Athlon Boosters - Three AMD 760 Boards for DDR SDRAM

DDR-SDRAM Pricier Than SDRAM

Conventional SDRAM memory in comparison to the modern DDR SDRAM memory: The first deals with PC-133 memory while the DDR module is specified according to PC-266.

One thing must be said: DDR SDRAM memory is about twice as expensive as conventional SDRAM memory. When comparing the current prices of memory modules, we get the following results: While 128 MB of good-quality PC133 CL2 SDRAM memory cost about $50-60, you are charged about $120 for 128 MB of PC2100 CL2.5 DDR SDRAM. This 100% price premium is not reflected by the average 10% performance gain seen with DDR-SDRAM.

However, once you look at the cost of the complete system, the price difference between the two memory types (in case of 128 MB it's currently about $60) has a rather small impact on overall system costs. We also expect that DDR-SDRAM prices will drop in the near future.

Conclusion

The benchmark results show up to 10% of speed increase over comparable SDRAM solutions. The differences are even more noticeable during MPEG 4 encoding: The program Flask Mpeg encodes the test sequence using AMD-760 boards approximately 15% faster than the boards with KT133A chipset and SDRAM memory.

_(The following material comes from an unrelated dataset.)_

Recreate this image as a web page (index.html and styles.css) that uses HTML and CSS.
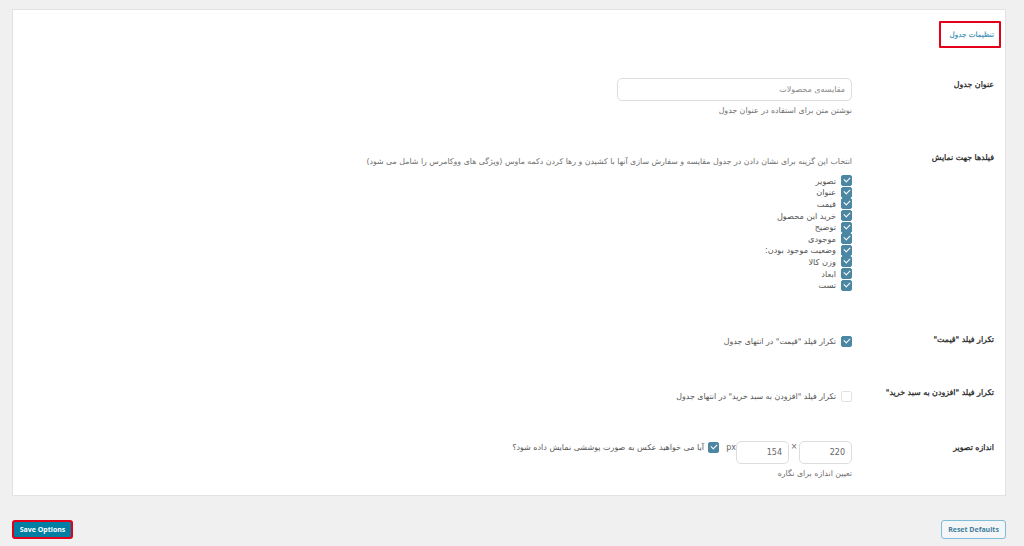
FILE: index.html
```html
<!DOCTYPE html>
<html lang="fa" dir="rtl">
<head>
    <meta charset="UTF-8">
    <title>تنظیمات جدول</title>
    <link rel="stylesheet" href="styles.css">
</head>
<body>
    <div class="panel">
        <h2 class="panel-title"><span class="marked">تنظیمات جدول</span></h2>

        <div class="row row-title">
            <div class="row-label">عنوان جدول</div>
            <div class="row-field">
                <input type="text" class="text-input" placeholder="مقایسه‌ی محصولات">
                <p class="desc">نوشتن متن برای استفاده در عنوان جدول</p>
            </div>
        </div>

        <div class="row row-fields">
            <div class="row-label">فیلدها جهت نمایش</div>
            <div class="row-field">
                <p class="desc desc-top">انتخاب این گزینه برای نشان دادن در جدول مقایسه و سفارش سازی آنها با کشیدن و رها کردن دکمه ماوس (ویژگی های ووکامرس را شامل می شود)</p>
                <ul class="check-list">
                    <li><span class="check on"></span>تصویر</li>
                    <li><span class="check on"></span>عنوان</li>
                    <li><span class="check on"></span>قیمت</li>
                    <li><span class="check on"></span>خرید این محصول</li>
                    <li><span class="check on"></span>توضیح</li>
                    <li><span class="check on"></span>موجودی</li>
                    <li><span class="check on"></span>وضعیت موجود بودن:</li>
                    <li><span class="check on"></span>وزن کالا</li>
                    <li><span class="check on"></span>ابعاد</li>
                    <li><span class="check on"></span>تست</li>
                </ul>
            </div>
        </div>

        <div class="row row-price">
            <div class="row-label">تکرار فیلد "قیمت"</div>
            <div class="row-field">
                <div class="check-line"><span class="check on"></span>تکرار فیلد "قیمت" در انتهای جدول</div>
            </div>
        </div>

        <div class="row row-cart">
            <div class="row-label">تکرار فیلد "افزودن به سبد خرید"</div>
            <div class="row-field">
                <div class="check-line"><span class="check"></span>تکرار فیلد "افزودن به سبد خرید" در انتهای جدول</div>
            </div>
        </div>

        <div class="row row-size">
            <div class="row-label">اندازه تصویر</div>
            <div class="row-field">
                <div class="size-line">
                    <input type="text" class="num-input" value="220">
                    <span class="times">×</span>
                    <input type="text" class="num-input" value="154">
                    <span class="unit">px</span>
                    <span class="check on"></span>
                    <span class="size-note">آیا می خواهید عکس به صورت پوششی نمایش داده شود؟</span>
                </div>
                <p class="desc">تعیین اندازه برای نگاره</p>
            </div>
        </div>
    </div>

    <div class="actions">
        <button type="button" class="btn btn-reset">Reset Defaults</button>
        <button type="button" class="btn btn-save">Save Options</button>
    </div>
</body>
</html>
```

FILE: styles.css
```css
* {
    box-sizing: border-box;
}
body {
    margin: 0;
    padding: 9px 18px 0 12px;
    height: 546px;
    overflow: hidden;
    background-color: #f0f0f0;
    color: #444;
    font-family: "DejaVu Sans", sans-serif;
    font-size: 8px;
}
.panel {
    width: 994px;
    height: 487px;
    padding: 11px 4px 0 0;
    background-color: #fff;
    border: 1px solid #e2e2e2;
}
.panel-title {
    margin: 0;
    height: 27px;
    font-size: 7.2px;
    font-weight: normal;
    color: #3d8fb5;
    -webkit-text-stroke: 0.2px #3d8fb5;
}
.marked {
    display: inline-block;
    width: 62px;
    height: 27px;
    line-height: 23px;
    padding-right: 5px;
    border: 2px solid #e3001b;
    border-radius: 1px;
    white-space: nowrap;
}
.row {
    display: flex;
    padding-right: 7px;
}
.row-label {
    width: 142px;
    flex: none;
    color: #222;
    font-size: 7.9px;
    line-height: 12px;
    -webkit-text-stroke: 0.25px #222;
    white-space: nowrap;
}
.row-field {
    flex: 1;
}
.row-title {
    margin-top: 30px;
}
.row-title .row-label {
    padding-top: 1px;
}
.row-fields {
    margin-top: 36px;
}
.row-fields .row-label {
    margin-top: -1px;
}
.row-price {
    margin-top: 44px;
}
.row-price .row-label {
    margin-top: -1px;
}
.row-cart {
    margin-top: 42px;
}
.row-cart .row-label {
    margin-top: -3px;
}
.row-size {
    margin-top: 38px;
}
.row-size .row-label {
    padding-top: 1px;
}
.desc {
    margin: 4px 0 0 0;
    color: #6f6f6f;
    font-size: 7.85px;
    line-height: 12px;
    white-space: nowrap;
}
.desc-top {
    margin-top: 3px;
}
.text-input {
    display: block;
    width: 235px;
    height: 23px;
    padding: 0 6px;
    border: 1px solid #ddd;
    border-radius: 5px;
    background: #fff;
    font-family: inherit;
    font-size: 8px;
}
.text-input::placeholder {
    color: #888;
}
.check-list {
    list-style: none;
    margin: 7px 0 0 0;
    padding: 0;
    font-size: 8.2px;
}
.check-list li {
    display: flex;
    align-items: center;
    height: 11.6px;
    color: #555;
    white-space: nowrap;
}
.check {
    flex: none;
    display: inline-block;
    position: relative;
    width: 11px;
    height: 11px;
    margin-left: 5px;
    border: 1px solid #e2e2e2;
    border-radius: 2px;
    background: #fff;
}
.check.on {
    border-color: #4b86a3;
    background: #4b86a3;
}
.check.on::after {
    content: "";
    position: absolute;
    left: 2px;
    top: 1px;
    width: 5px;
    height: 3px;
    border-left: 1px solid #fff;
    border-bottom: 1px solid #fff;
    transform: rotate(-45deg);
}
.check-line {
    display: flex;
    align-items: center;
    height: 12px;
    margin-top: 1px;
    color: #555;
    font-size: 7.85px;
    white-space: nowrap;
}
.size-line {
    display: flex;
    align-items: flex-start;
    color: #555;
    white-space: nowrap;
}
.num-input {
    width: 53px;
    height: 23px;
    padding: 0 6px;
    border: 1px solid #ddd;
    border-radius: 5px;
    background: #fff;
    color: #666;
    font-family: inherit;
    font-size: 8px;
}
.times {
    width: 10px;
    text-align: center;
    color: #666;
    line-height: 12px;
}
.unit {
    width: 10px;
    margin-top: 1px;
    margin-left: 7px;
    color: #666;
    line-height: 12px;
}
.size-line .check {
    margin-top: 1px;
    margin-left: 4px;
}
.size-note {
    margin-top: 1px;
    line-height: 12px;
}
.actions {
    display: flex;
    justify-content: space-between;
    margin-top: 24px;
}
.btn {
    height: 19px;
    padding: 0;
    border-radius: 3px;
    font-family: "Open Sans", sans-serif;
    font-size: 7px;
    font-weight: bold;
}
.btn-reset {
    width: 65px;
    border: 1px solid #7fbcd6;
    background: #f3f5f6;
    color: #3f7f9f;
}
.btn-save {
    width: 61px;
    border: 2px solid #e3001b;
    background: #007ea3;
    color: #fff;
}
```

The ten percent of speed increase come at a price however. DDR modules currently cost about twice as much as normal SDRAM memory. We hope that the prices for the new memory chip will fall significantly, because more and more chipsets and systems with DDR support are becoming available on the market. The expected costs of only 30% over SDRAM have not been met yet.

The future of AMD's 760 chipset remains unclear. Other chipset makers like ALi and VIA are ready to supply the market with large production capacities of their (so far inferior looking) DDR-solutions. Unfortunately the quality of Taiwanese chipsets has not reached the standard of AMD chipsets. In one respect, AMD has been unbeatable: Memory performance.